Para finalizar, este dado se torna ainda mais alarmante se levarmos em conta que a curva de crescimento demográfico segue numa intensidade menor do que a do crescimento da frota. Esta relação (entre crescimento demográfico e crescimento da frota) está acessível nos dados consolidados pela Associação Nossa São Paulo. Segundo o portal, que traz informações atualizadas em 2013, São Paulo possui atualmente uma população de aproximadamente 11 milhões de habitantes (dados esses comprovados recentemente pelo censo liberado pelo IBGE).

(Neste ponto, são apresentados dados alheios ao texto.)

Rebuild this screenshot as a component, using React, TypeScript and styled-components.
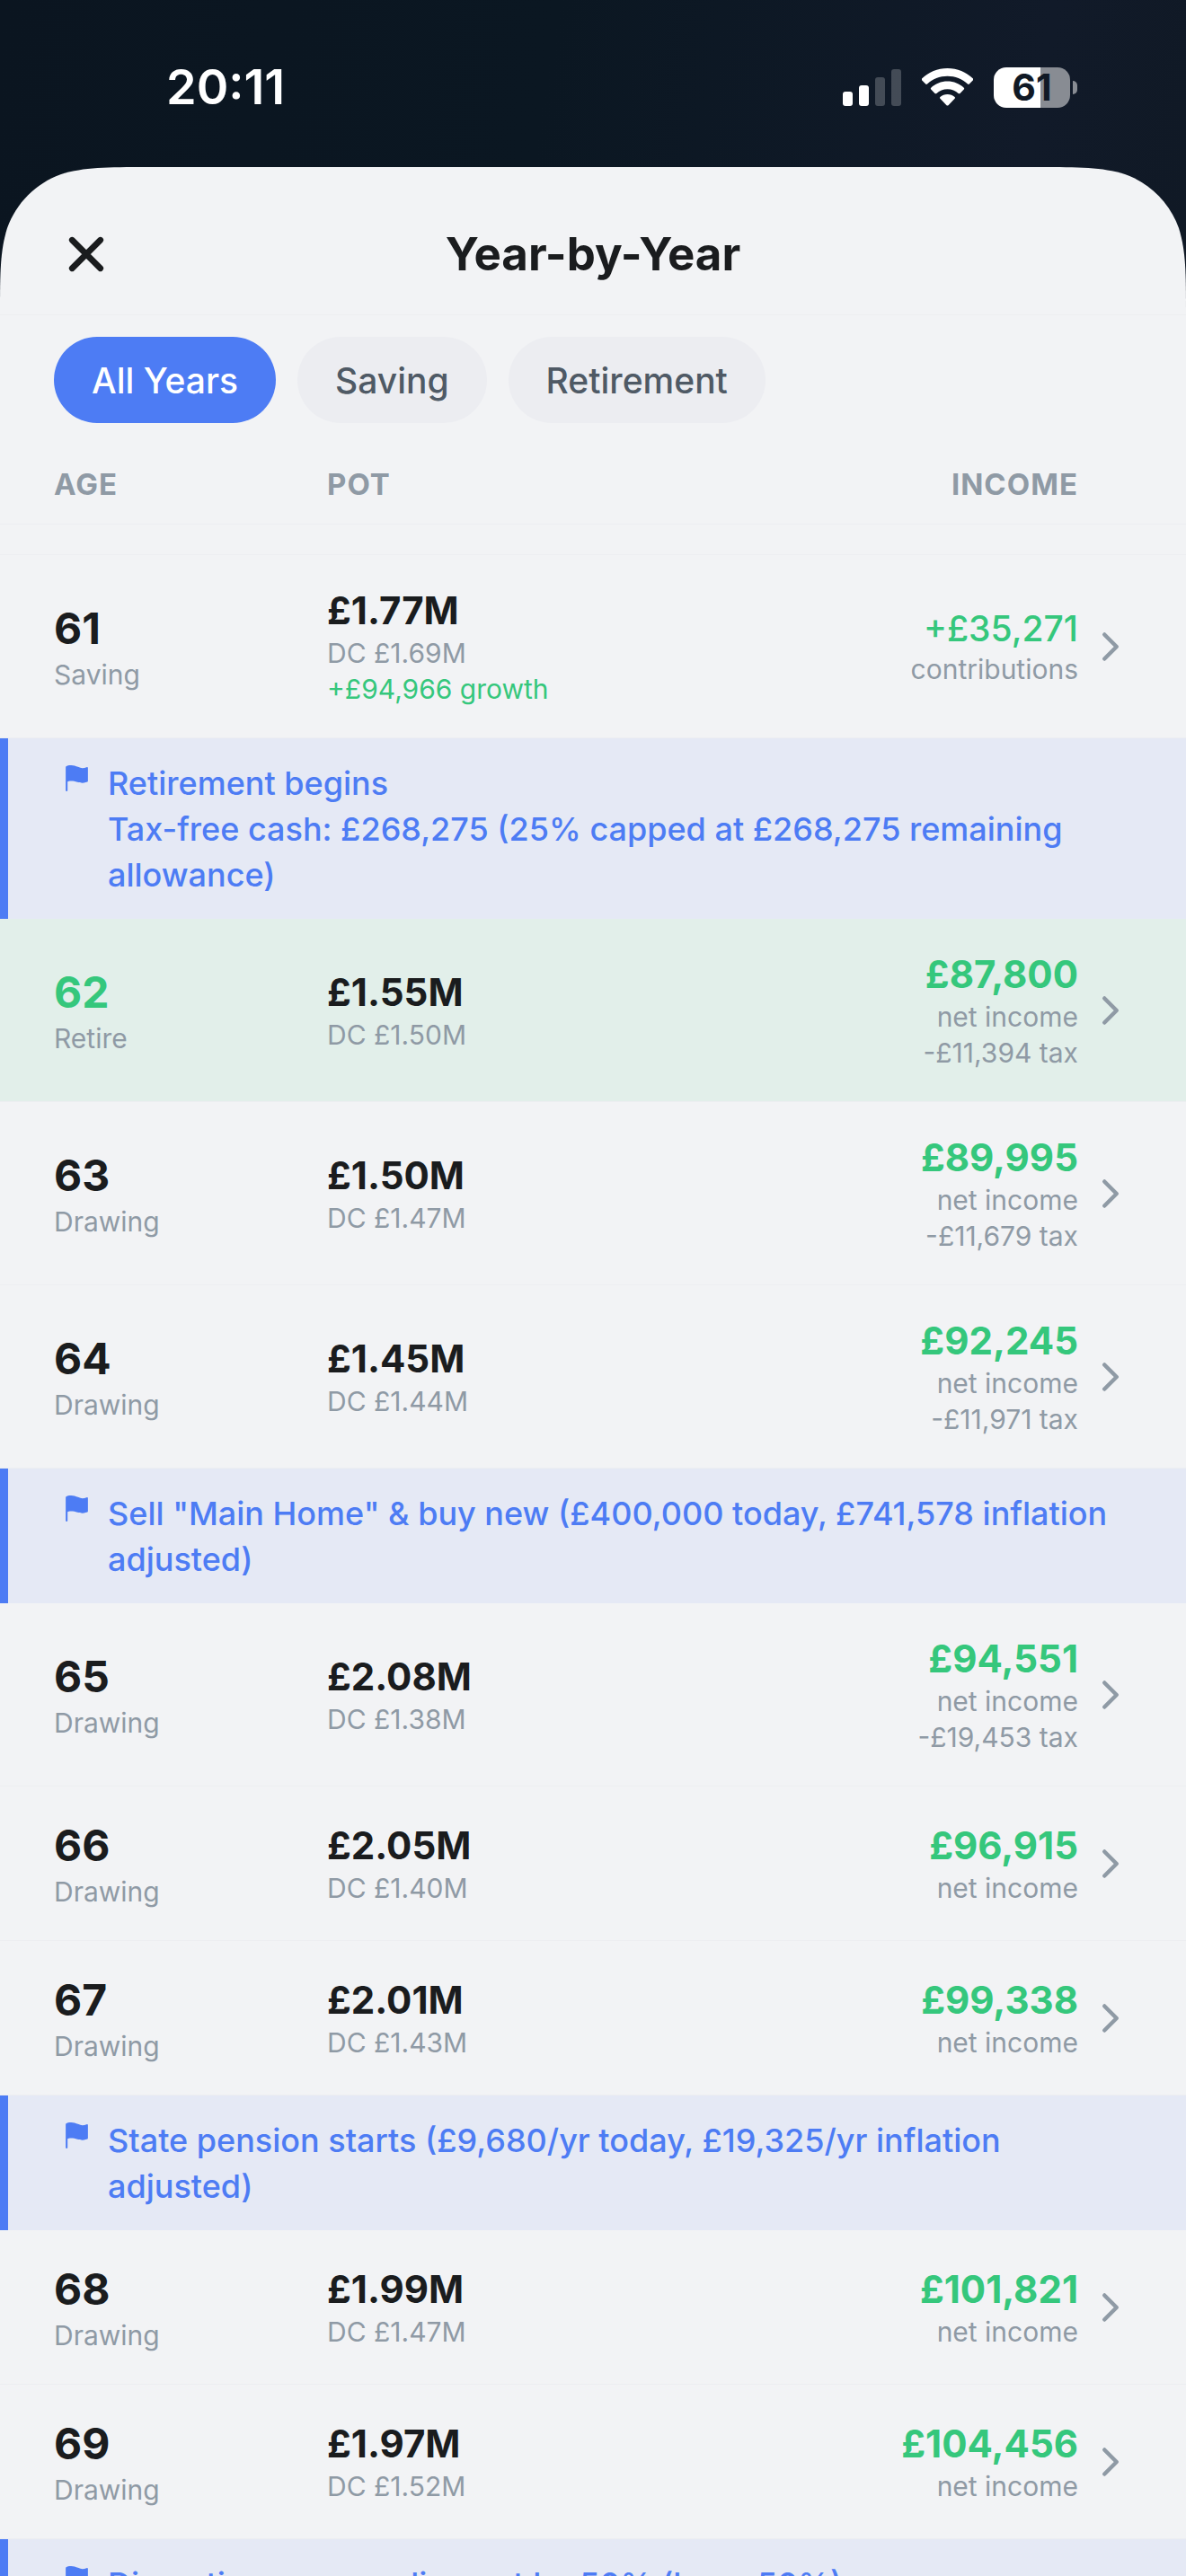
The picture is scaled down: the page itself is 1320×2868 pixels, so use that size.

O gráfico abaixo fornecido pela associação mostra a evolução dos dados ao longo de 2005 (1) a 2011 (7). Curioso à parte o crescimento da população e da frota de carros, caminhões e motos, a frota de ônibus permaneceu praticamente estável.

Ou seja, desesperador.

E o poder público ainda insiste em não ouvir urbanistas e especialistas em mobilidade! E muita gente insiste em não fazer a sua parte. Preocupante.